___ Data to process ___

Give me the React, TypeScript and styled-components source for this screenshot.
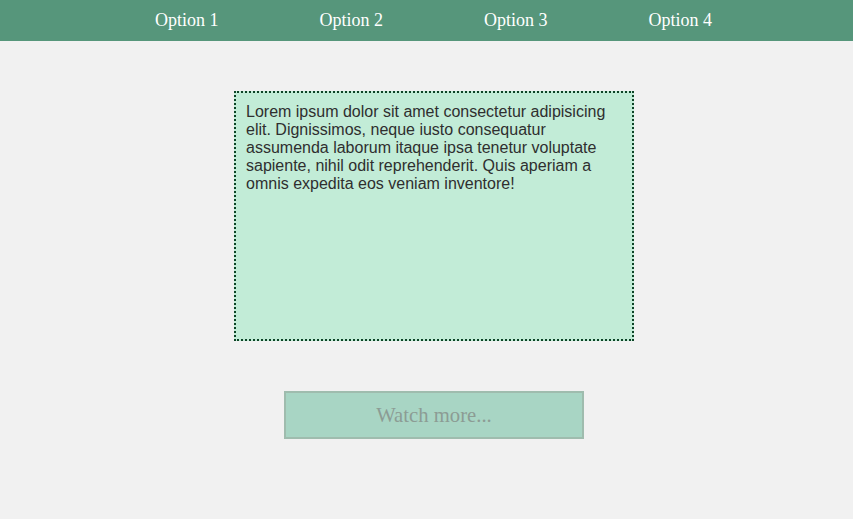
import React from "react"
import styled, { createGlobalStyle } from "styled-components"

const GlobalStyle = createGlobalStyle`
    html, body {
        margin: 0;
        padding: 0;
        background-color: #f1f1f1;
    }
`

const options = ["Option 1", "Option 2", "Option 3", "Option 4"]

export default function App() {
    return (
        <>
            <GlobalStyle />
            <NavBar>
                <NavList>
                    {options.map((option) => (
                        <NavItem key={option}>{option}</NavItem>
                    ))}
                </NavList>
            </NavBar>
            <Main>
                <TextBox>
                    Lorem ipsum dolor sit amet consectetur adipisicing elit.
                    Dignissimos, neque iusto consequatur assumenda laborum itaque
                    ipsa tenetur voluptate sapiente, nihil odit reprehenderit.
                    Quis aperiam a omnis expedita eos veniam inventore!
                </TextBox>
                <WatchButton>Watch more...</WatchButton>
            </Main>
        </>
    )
}

const NavBar = styled.nav`
    height: 41px;
    background-color: #56967b;
    display: flex;
    justify-content: center;
    padding-left: 14px;
`
const NavList = styled.ul`
    display: flex;
    margin: 0;
    padding: 0;
    list-style: none;
`
const NavItem = styled.li`
    width: 164.5px;
    line-height: 41px;
    text-align: center;
    color: #ffffff;
    font-family: "Liberation Serif", "Times New Roman", serif;
    font-size: 18px;
`
const Main = styled.main`
    display: flex;
    flex-direction: column;
    align-items: center;
    padding-left: 15px;
    padding-top: 50px;
`
const TextBox = styled.div`
    box-sizing: border-box;
    width: 400px;
    height: 250px;
    padding: 10px;
    border: 2px dotted #0d4326;
    background-color: #c2ecd7;
    color: #2f2f2f;
    font-family: "Liberation Sans", Arial, sans-serif;
    font-size: 16px;
    line-height: 18px;
`
const WatchButton = styled.button`
    box-sizing: border-box;
    margin-top: 50px;
    width: 300px;
    height: 48px;
    border: 2px solid #9fbcae;
    background-color: #a8d5c4;
    color: #8c9c94;
    font-family: "Liberation Serif", "Times New Roman", serif;
    font-size: 20.7px;
    cursor: pointer;
`
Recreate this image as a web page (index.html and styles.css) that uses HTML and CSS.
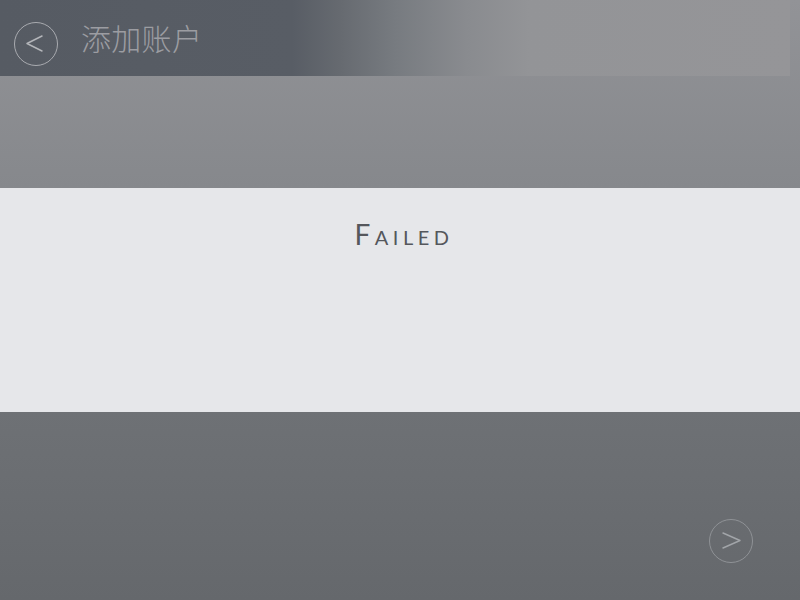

___

_Work to be completed_
Repeat the records above exactly, omitting every picture.

_Answer to this task_
Give me the React, TypeScript and styled-components source for this screenshot.
import React from "react"
import styled, { createGlobalStyle } from "styled-components"

const GlobalStyle = createGlobalStyle`
    html, body {
        margin: 0;
        padding: 0;
        background-color: #f1f1f1;
    }
`

const options = ["Option 1", "Option 2", "Option 3", "Option 4"]

export default function App() {
    return (
        <>
            <GlobalStyle />
            <NavBar>
                <NavList>
                    {options.map((option) => (
                        <NavItem key={option}>{option}</NavItem>
                    ))}
                </NavList>
            </NavBar>
            <Main>
                <TextBox>
                    Lorem ipsum dolor sit amet consectetur adipisicing elit.
                    Dignissimos, neque iusto consequatur assumenda laborum itaque
                    ipsa tenetur voluptate sapiente, nihil odit reprehenderit.
                    Quis aperiam a omnis expedita eos veniam inventore!
                </TextBox>
                <WatchButton>Watch more...</WatchButton>
            </Main>
        </>
    )
}

const NavBar = styled.nav`
    height: 41px;
    background-color: #56967b;
    display: flex;
    justify-content: center;
    padding-left: 14px;
`
const NavList = styled.ul`
    display: flex;
    margin: 0;
    padding: 0;
    list-style: none;
`
const NavItem = styled.li`
    width: 164.5px;
    line-height: 41px;
    text-align: center;
    color: #ffffff;
    font-family: "Liberation Serif", "Times New Roman", serif;
    font-size: 18px;
`
const Main = styled.main`
    display: flex;
    flex-direction: column;
    align-items: center;
    padding-left: 15px;
    padding-top: 50px;
`
const TextBox = styled.div`
    box-sizing: border-box;
    width: 400px;
    height: 250px;
    padding: 10px;
    border: 2px dotted #0d4326;
    background-color: #c2ecd7;
    color: #2f2f2f;
    font-family: "Liberation Sans", Arial, sans-serif;
    font-size: 16px;
    line-height: 18px;
`
const WatchButton = styled.button`
    box-sizing: border-box;
    margin-top: 50px;
    width: 300px;
    height: 48px;
    border: 2px solid #9fbcae;
    background-color: #a8d5c4;
    color: #8c9c94;
    font-family: "Liberation Serif", "Times New Roman", serif;
    font-size: 20.7px;
    cursor: pointer;
`
Recreate this image as a web page (index.html and styles.css) that uses HTML and CSS.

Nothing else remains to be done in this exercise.